- Tensas at Mound City, Illinois

History

United States
- Ordered: as Tom Sugg
- Laid down: date unknown
- Launched: in 1860 at Cincinnati, Ohio
- Acquired: 29 September 1863
- Commissioned: 1 January 1864; at Mound City, Illinois;
- Decommissioned: 7 August 1865
- Stricken: 1865 (est.)
- Captured: by Union Navy forces; 14 August 1863;
- Fate: Sold, 17 August 1865

General characteristics
- Displacement: 41 tons
- Length: 91 ft (28 m)
- Beam: 22 ft 5 in (6.83 m)
- Draught: depth of hold 3 ft 7+1⁄2 in (1.105 m); draft 4 ft (1.2 m);
- Propulsion: steam engine; side wheel-propelled;
- Speed: not known
- Complement: not known
- Armament: two 24-pounder howitzers

= USS Tensas =

Gunboat of the United States Navy

USS Tensas was a small 41-ton steamer captured by the Union Navy during the American Civil War.

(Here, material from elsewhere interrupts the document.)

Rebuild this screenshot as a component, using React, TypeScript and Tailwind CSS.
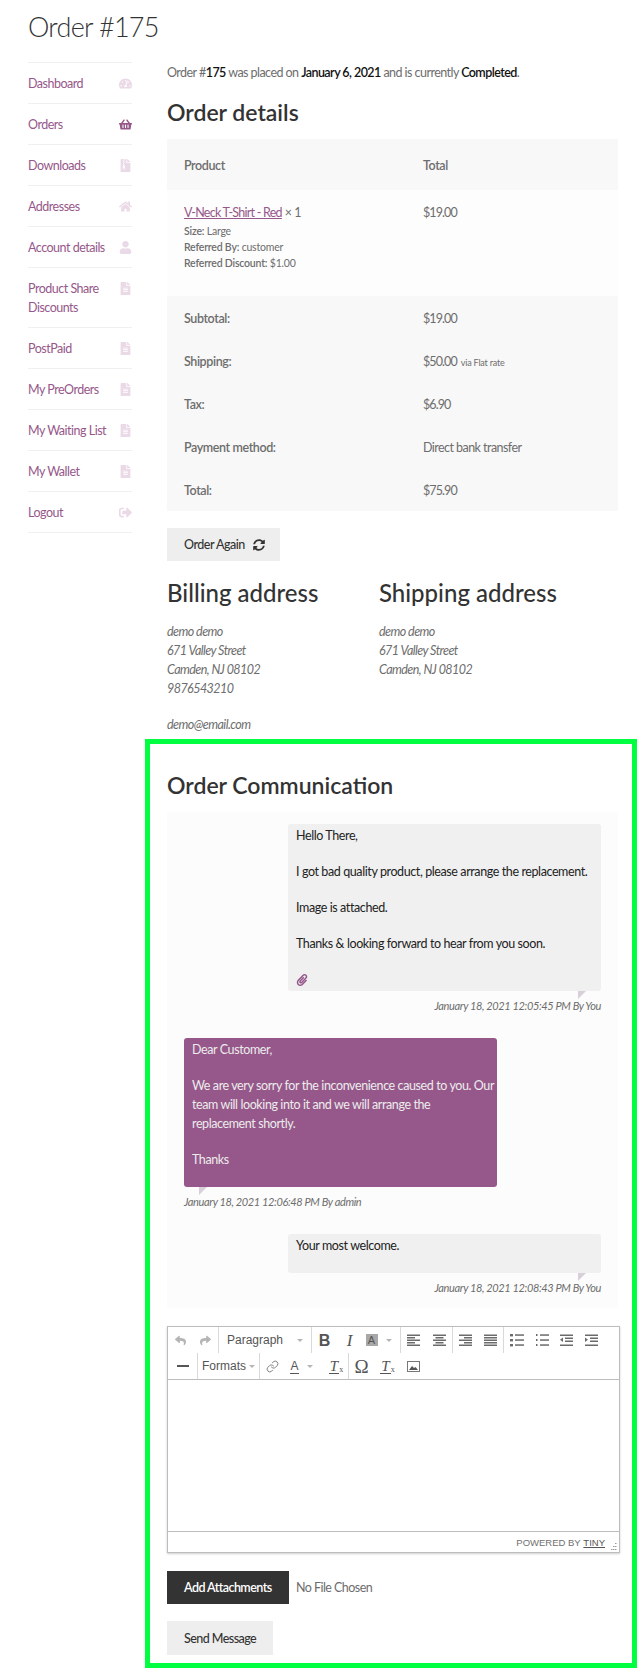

After Tensas was acquired by the Union Navy, she was outfitted with two large 24-pounder howitzers, a type of gun especially useful for riverbank bombardment, and was then sent to the Mississippi River Squadron for the duration of the war.

== Service with the Confederacy ==

Tom Sugg—a wooden-hulled side-wheel steamer built in 1860 at Cincinnati, Ohio—was outfitted as a side-wheel gunboat and served under the name Tom Sugg. She operated as a merchant river boat in Arkansas on the White River carrying cotton and general cargo. After the outbreak of the Civil War, she transported arms and horses for Confederate troops near the White River.

== Capture by Union Navy forces ==

On 14 August 1863, ascended the Little Red River and captured Tom Sugg and Kaskaskia at Searcy's Landing. This blow destroyed Confederate river transportation in northern Arkansas and ultimately diminished the flow of supplies to Southern troops east of the Mississippi River.

== Service with the Union Navy ==

The United States Navy Department purchased the side-wheel gunboat from the Illinois Prize Court on 29 September 1863, and she was commissioned as Tensas on 1 January 1864 at Mound City, Illinois, Acting Master E. C. Van Pelt in command.

== Post-war decommissioning ==

Tensas was decommissioned on 7 August 1865. She was sold at public auction on 17 August 1865 at Mound City, Illinois, to E. B. Trinidad.

==Discovery of Its Wreck?==

In 2006 the remains of a sunken vessel believed to be the Tensas were found in Bayou Teche at New Iberia, Louisiana. (E. B. Trinidad, the person to whom the vessel had been sold in 1865, was a Bayou Teche steamboat captain.) Part of the vessel in question sits ashore on private land and part sits in state waters. Now an archaeological site, the ship's resting spot is protected by pilings.